The wagon chassis are of course British Railways prototype and the detail is reasonable if a bit clunky in size but what the hell - I do this for fun and not to rivet count - mainly because I have several thumbs on each hand. I could also justify four wheel wagons [if I had to] by pointing to the VR broad gauge which used very British looking wagons in large numbers."


"Photograph 1 is an open wagon as extracted from storage. The couplers are huge and have to be replaced as does the body. Some of the couplers are held on by screws and some, like those in the open wagon shown, are rivetted."


"The rivets also hold on the body of the wagon and the holes where they were can be seen in photograph 2 on the top of the wagon body as light coloured spots. The buffers also have to be either sawn or ground off. I chose to saw them off and then carefully file the end flat. My history with a grinder is not good. I also filed two small protrusions which stick out from frame above the brake gear so that they were down to the channel of the sill."


"The wheels, which I intended to re-use as the wagons rolled quite freely, are held in place by small metal strips. At the bottom they hook over the journal box and the top ends come through the wagon body and are then folded over - sort of like the old instructions on cardboard models to put tab A through slot B and then fold. These were removed and the disassembled wagon is in photograph 3."


"The old coupler mounts sit too far from the bottom of the wagon body to allow the fitting of Kadee HO #16 couplers so have to be filed down flush with the wagon sills [photo 4] and this is best done with a hand held file unless you have a really small grinding wheel or milling machine."

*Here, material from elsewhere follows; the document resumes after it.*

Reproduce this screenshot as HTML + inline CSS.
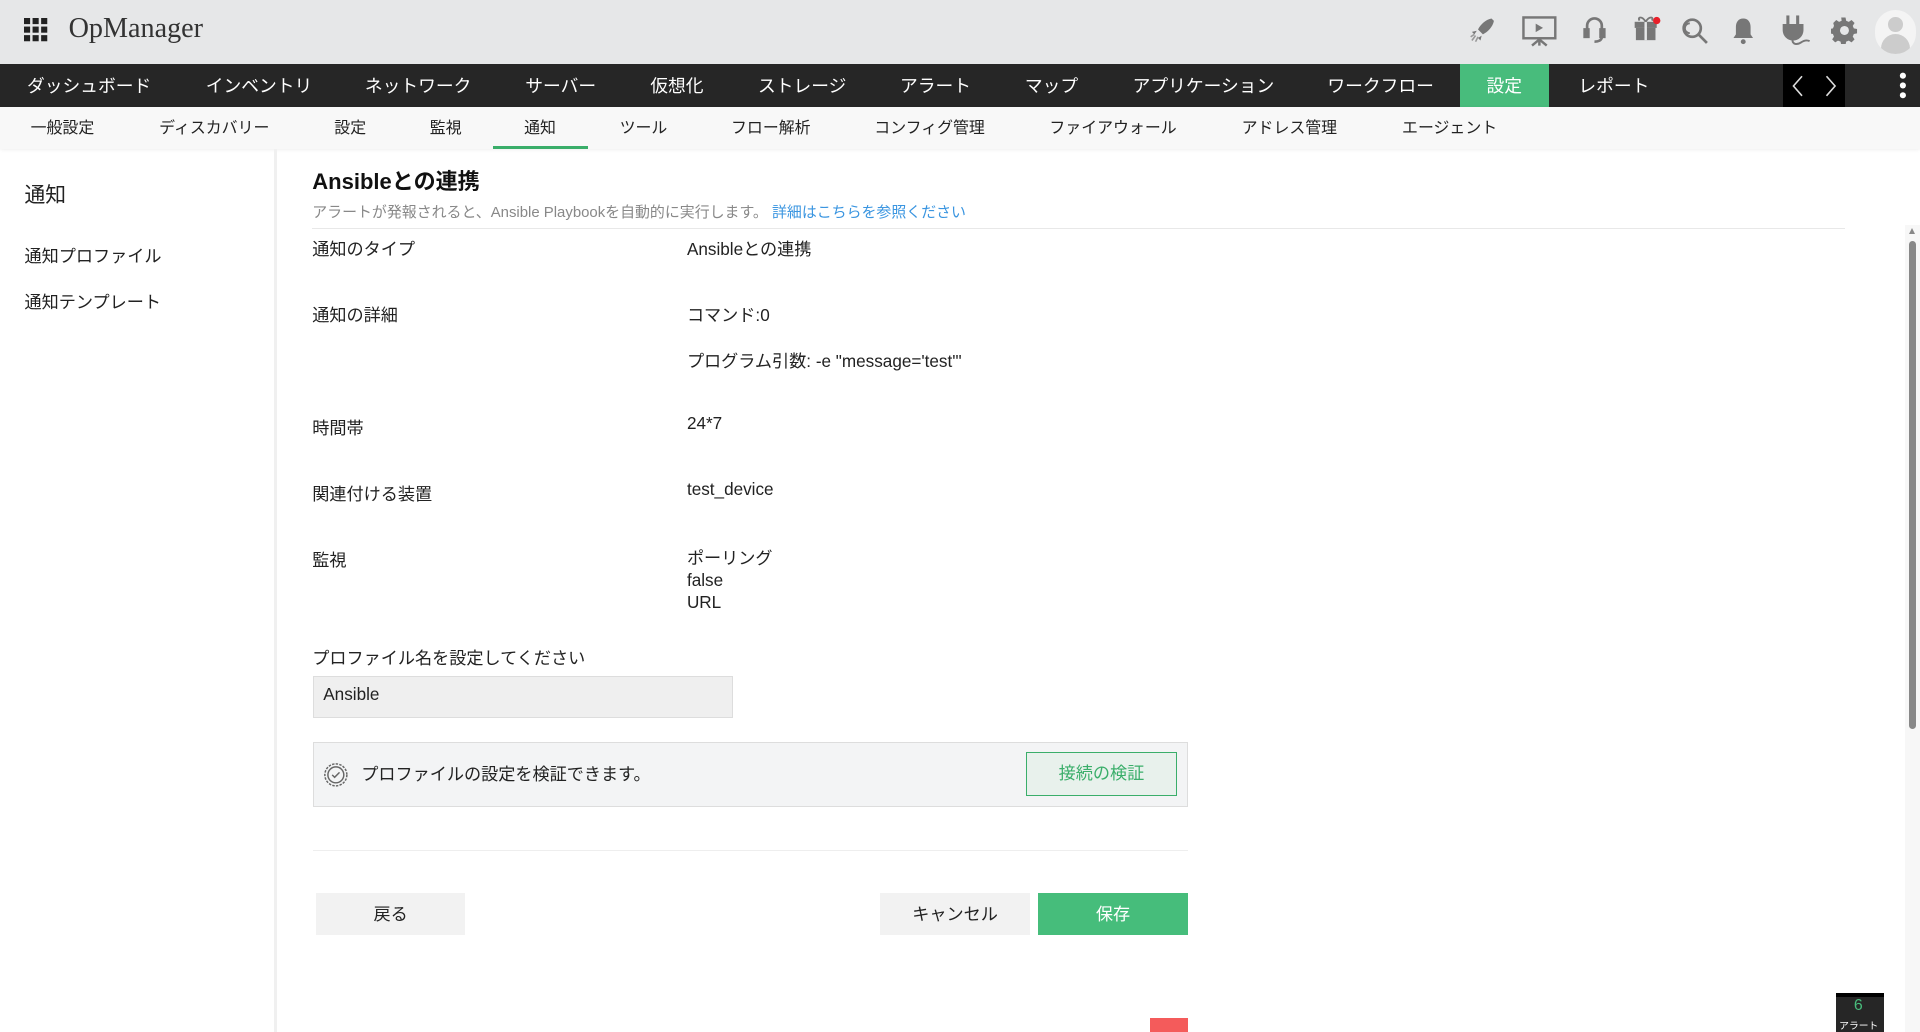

"The new hole for mounting the coupler needs to be between the old mount and the end of the wagon body so the coupler will clear the new body. For some reason best known to Hornby there is a small hole in the right place but it does not go right through the body. Using the appropriate size bit for whatever screw or bolt you are going to use the hole can be drilled right through the metal body. Photograph 5 shows the new couplers in place. One end sits on the old coupler mount and the other on the wagon sill. I chose to fill the small intervening gap with an epoxy filler but found on the second wagon that it was not necessary to do so. Fitted in this way the coupler height is just right to be compatible with my other rolling stock.. No matter what the body is there is a common chassis treatment.


My small layout has, as its rationale for existence, the need to carry beer and fine cheese from up a coastal valley to the harbour [and passengers up from the harbour to a resort] and so the four wheel wagons needed had to fit that requirement. As Victorian Railways narrow gauge rolling stock was all bogie stock I needed to go elsewhere for inspiration and so I went to the VR broad gauge.

Mark Bau has an excellent web site covering the Victorian Railways and so I did a trawl through the sections on his site and decided on a modified KT class wagon for the open wagon and an H class wagon for the enclosed ones. The H class was in reality used as a service [or locomotive] wagon but I liked the look of it with its ridged roof and what the hell it's my railway. To see what the originals look like visit Mike's web site and go to rolling stock and then service - and while you are there have a wander through his excellent photographs of the Victorian Railways."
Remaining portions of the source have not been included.